Di luar rumah awan hitam menyelimuti langit, perlahan Kristal-kristal air mulai turun membasahi tanah. Malam itu langit gelap tak ada bintang yang menghiasi, sama seperti hati Ricky yang sakit. Bintang yang dulu selalu menghiasi hati nya kini sudah tak memiliki banyak waktu bersamanya. Suntikan narkoba yang menusuk di pergelangan tangan Dhisa empat minggu lalu meninggalkan keperihan yang teramat dalam. Kini virus itu telah menyatu dengan darah yang mengalir di tubuh Dhisa. Ricky tak kuasa menahan air yang keluar dari sudut-sudut matanya saat menatap gadis yang tertidur di atas sofa itu. Badan nya demam, salah satu gejala yang di timbulkan virus mematikan itu. Pagi yang dingin masih menyelimuti seantero kota Bandung. Awan putih masih manja menyelimuti langit. Embun yang masih bergantung di ujung dedaunan. Matahari masih malu untuk keluar. Udara dingin menusuk sampai ke tulang sum-sum Ricky. Perlahan ia membuka pintu dan hawa dingin masuk menyergap. Gadis itu masih udk terpaku di pojong kamar tidurnya. Wajahnya pucat pasi, bibirnya kering dan tubuh nya tak henti berguncang karena menggigil. Ia meneguk susu hangat yang di buat Ricky khusus untuknya. Perlahan guncangan itu menghilang. Ia mengajak Dhisa ke teras depan rumah, di kursi panjang itu Ricky membelai rambut Dhisa. Angin yang berhembus sewajar nya menghempaskan rambut Dhisa yang terurai. “Mengapa kau lakukan semua ini?” Pertanyaan yang keluar dari bibir lelaki itu mengejutkan Dhisa. Diam sejenak, dan Dhisa menjawab. “Maafkan aku” Lagi-lagi angin sepoy mencandai dedaunan yang ada di halaman depan rumah Dhisa. “Semua telah terjadi” Suara lelaki itu terdengar kembali. “Aku menyesalinya” Kali ini suara Dhisa sedikit tercekat, dari mata nya yang layu mengalir air yang bermuara di dagu runcingnya. Tak lama kemudian turun Kristal-kristal air dari langit, seperti mengerti akan apa yang dirasakan Dhisa.

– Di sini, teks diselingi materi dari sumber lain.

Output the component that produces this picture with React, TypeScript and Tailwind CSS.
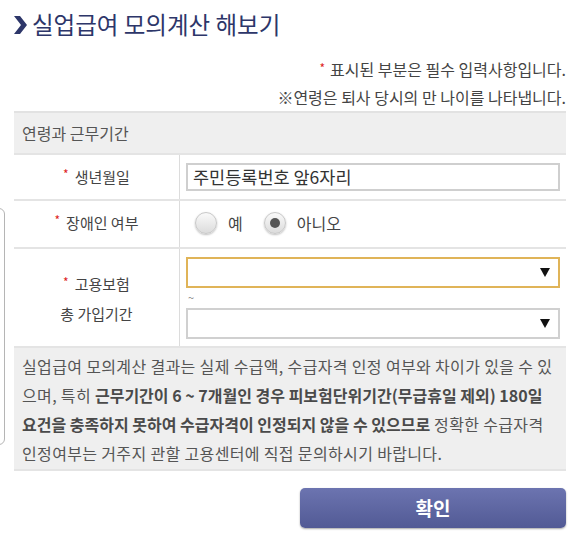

Kini pundak Ricky telah basah oleh air mata Dhisa. Dengan lembut Ricky mengapus air mata yang mengalir di antara mata indah Dhisa.
“Selama ini bukan maksud ku menjauh dari mu, apalagi menyakiti mu. Aku sadar aku bukan lah Dhisa yang dulu. Aku merasa aku tak pantas lagi untuk mu” Dengan terisak Dhisa menjelaskan semua nya. Air mata tak berhenti mengalir dari mata nya.
“Meskipun kau bukan Dhia yang dulu aku akan tetap menyayangi mu, kau tak boleh berfikir seperti itu !!” jawab Ricky penuh ketulusan.

Hujan berhenti, dan sang pelangi kini menemani. Dengan cahaya nya yang hangat, dan warna yang indah menemani Dhisa dan Ricky. Mereka berdua menatap indah nya pelangi. Dengan sayup-sayup Dhisa berkata “ I LOVE YOU RICKY” setelah itu mata Dhisa terpejam, dan ia tidur dalam kedamaian.